Le féminin n’a pas toujours été l’exception
Face à l’argument de la tradition, les participants rappellent que la règle de proximité - qui veut que l’accord se fait avec le genre du terme le plus proche - a été appliquée jusqu’au XVIIIe siècle. Ce sont des hommes qui ont œuvré à sa disparition.
En 1675, l’abbé Dominique Bouhours écrit que "lorsque les deux genres se rencontrent, il faut que le plus noble l’emporte". En 1767, le grammairien Nicolas Beauzée précise : "Le genre masculin est réputé plus noble que le féminin à cause de la supériorité du mâle sur la femelle."
Le terme "féministe", utilisé pour qualifier cette lutte, est lui-même un exemple du sexisme de la langue. Les féministes revendiquent des droits pour les femmes mais, plus généralement, l’égalité des sexes. Les avancées pour les hommes, aussi cantonnés dans un rôle social, sont toutefois cachées par l’emploi du féminin. Les partisans de l’écriture inclusive se demandent pourquoi, à l’inverse, toutes les notions se rapportant à l'homme peuvent, elles, inclure la femme.
Ne pas complexifier notre langue et son apprentissage
Les alternatives, proposées par l’écriture inclusive pour tendre à l’égalité entre les genres dans la langue française, ne sont pas toutes applicables. Ce sont les dires de plusieurs institutions compétentes. Si la volonté d’égalité des sexes existe, la prudence et le pragmatisme l’emportent sur de réelles réformes.
Au sein du ministère de la Culture de la Communauté française est établi un service général des lettres et du livre, dont dépendent notamment l’Académie royale de langue et de littérature françaises et la Direction de la langue française.
L’Académie se dit "favorable à la féminisation mais certaines divergences subsistent quant aux modalités". Quant à la Direction, un conseil en son sein a publié en 2014 la troisième édition de son "Guide de féminisation des noms de métier, fonction, grade ou titre". L’ouvrage, voulu par un décret de 1993, se limite au vocabulaire.
Avoir des bases grammaticales solides
Le ministère de l’Enseignement est également compétent. "Les éditeurs de manuels scolaires veillent de plus en plus à respecter la dimension de genres. Ce choix est positif pour susciter dès le plus jeune âge le respect de l’égalité hommes/femmes. Mais tendre vers une obligation d’apprentissage de l’écriture inclusive à l’école risque de complexifier l’enseignement du français", indique le ministère. Benoit Wautelet, co-auteur de livres d’orthographe grammaticale, confirme : "Les enfants doivent acquérir une base grammaticale solide."
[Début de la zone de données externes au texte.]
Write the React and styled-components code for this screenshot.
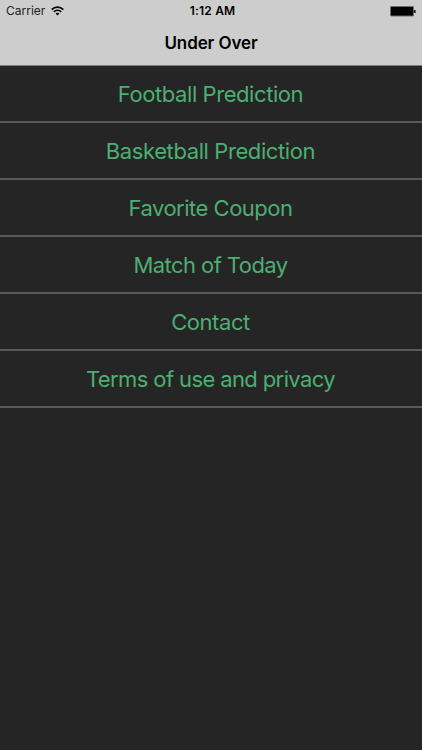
import React from 'react';
import styled, { createGlobalStyle } from 'styled-components';

const GlobalStyle = createGlobalStyle`
  * {
    box-sizing: border-box;
  }

  body {
    margin: 0;
    background-color: #252525;
    font-family: Inter, Roboto, sans-serif;
  }
`;

const Screen = styled.div`
  min-height: 100vh;
  background-color: #252525;
`;

const Header = styled.header`
  height: 66px;
  background-color: #cdcdcd;
  border-bottom: 1px solid #7b7f7c;
  color: #000;
`;

const StatusBar = styled.div`
  display: grid;
  grid-template-columns: 1fr auto 1fr;
  align-items: center;
  height: 22px;
  padding: 0 6px;
`;

const Carrier = styled.div`
  display: flex;
  align-items: center;
  gap: 6px;
  font-size: 12px;
  line-height: 22px;
  color: #222;
`;

const Clock = styled.div`
  padding-left: 3px;
  font-size: 12px;
  font-weight: 600;
  line-height: 22px;
  letter-spacing: 0.2px;
`;

const Battery = styled.svg`
  justify-self: end;
  display: block;
`;

const Title = styled.h1`
  margin: 0;
  font-size: 17px;
  font-weight: 600;
  line-height: 43px;
  letter-spacing: -0.1px;
  text-align: center;
`;

const Menu = styled.ul`
  margin: 0;
  padding: 0;
  list-style: none;
`;

const MenuItem = styled.li`
  display: flex;
  align-items: center;
  justify-content: center;
  height: 57px;
  padding-right: 1px;
  border-bottom: 2px solid #5a5a5a;
  color: #4caf72;
  font-size: 22px;
  letter-spacing: ${props => props.$spacing}px;
  white-space: nowrap;
  cursor: pointer;
`;

const items = [
  { label: 'Football Prediction', spacing: -0.43 },
  { label: 'Basketball Prediction', spacing: -0.4 },
  { label: 'Favorite Coupon', spacing: -0.5 },
  { label: 'Match of Today', spacing: -0.56 },
  { label: 'Contact', spacing: -0.42 },
  { label: 'Terms of use and privacy', spacing: -0.61 },
];

const WifiIcon = () => (
  <svg width="13" height="10" viewBox="0 0 13 10" fill="none" stroke="#000" strokeWidth="1.7">
    <path d="M0.7 3.6C3.9 0.4 9.1 0.4 12.3 3.6" />
    <path d="M2.8 5.8C4.9 3.8 8.1 3.8 10.2 5.8" />
    <path d="M6.5 9.5L4.6 7.5C5.7 6.5 7.3 6.5 8.4 7.5Z" fill="#000" stroke="none" />
  </svg>
);

const App = () => {
  return (
    <Screen>
      <GlobalStyle />
      <Header>
        <StatusBar>
          <Carrier>
            Carrier
            <WifiIcon />
          </Carrier>
          <Clock>1:12 AM</Clock>
          <Battery width="26" height="11" viewBox="0 0 26 11">
            <rect x="0.5" y="0.5" width="23" height="9.5" rx="1" fill="#000" stroke="#6c6c6c" />
            <rect x="24" y="4" width="1.6" height="3" rx="0.5" fill="#111" />
          </Battery>
        </StatusBar>
        <Title>Under Over</Title>
      </Header>
      <Menu>
        {items.map((item) => (
          <MenuItem key={item.label} $spacing={item.spacing}>{item.label}</MenuItem>
        ))}
      </Menu>
    </Screen>
  );
};

export default App;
La situation n’est pas la même avec les étudiants du cycle supérieur. "Nous les sensibilisons à cette problématique", confie Benoit Wautelet, qui forme également de futurs instituteurs du primaire. "J’attire l’attention des étudiants sur le côté contre-intuitif : un seul homme dans un groupe fera que le tout est masculin", précise Pascale Vielle, professeure de "Droit et genre" à l’UCL.
Des règles qui ne sont pas anodines
Outre la féminisation des titres et fonctions, "les définissants comportent souvent les deux genres", explique l’éditeur du "Petit Robert", dictionnaire usuel édité en France. Ainsi, "assembleur" est défini par "ouvrier, ouvrière qui…". Autre modification : "Les cheveux ne sont plus des caractéristiques de l’homme mais de l’être humain", précise l’éditeur.
Quant à la Direction de l’Egalité des chances en Communauté française, elle fournit des "Trucs et astuces pour les communicateur-trice-s". "La langue contribue à l’invisibilité des femmes et nous luttons contre cela", explique Deborah Kupperberg, attachée de la Direction. Si ce service public utilise l’écriture inclusive, il ne l’impose pas.
Pour les adeptes de l’écriture inclusive, ces règles de français ne sont toutefois pas anodines : elles contribueraient, dès l’enfance, à une culture phallocratique.
Qu'est-ce que l’écriture inclusive ?
Le terme “écriture inclusive” vise l’ensemble des alternatives utilisées afin de rendre visible le genre féminin dans la langue française. Par exemple, écrire“ami-e-s” ou “il/elle”. Sont privilégiés les termes épicènes – masculins ou féminins sans variation de forme, comme un ou une “élève” – ou génériques – genrés mais qui renvoient à un référent non genré comme “une personne”. Les expressions stéréotypées, telles que “le panier de la ménagère”, sont évitées. Les titres et les fonctions sont neutres ou renvoient aux deux sexes.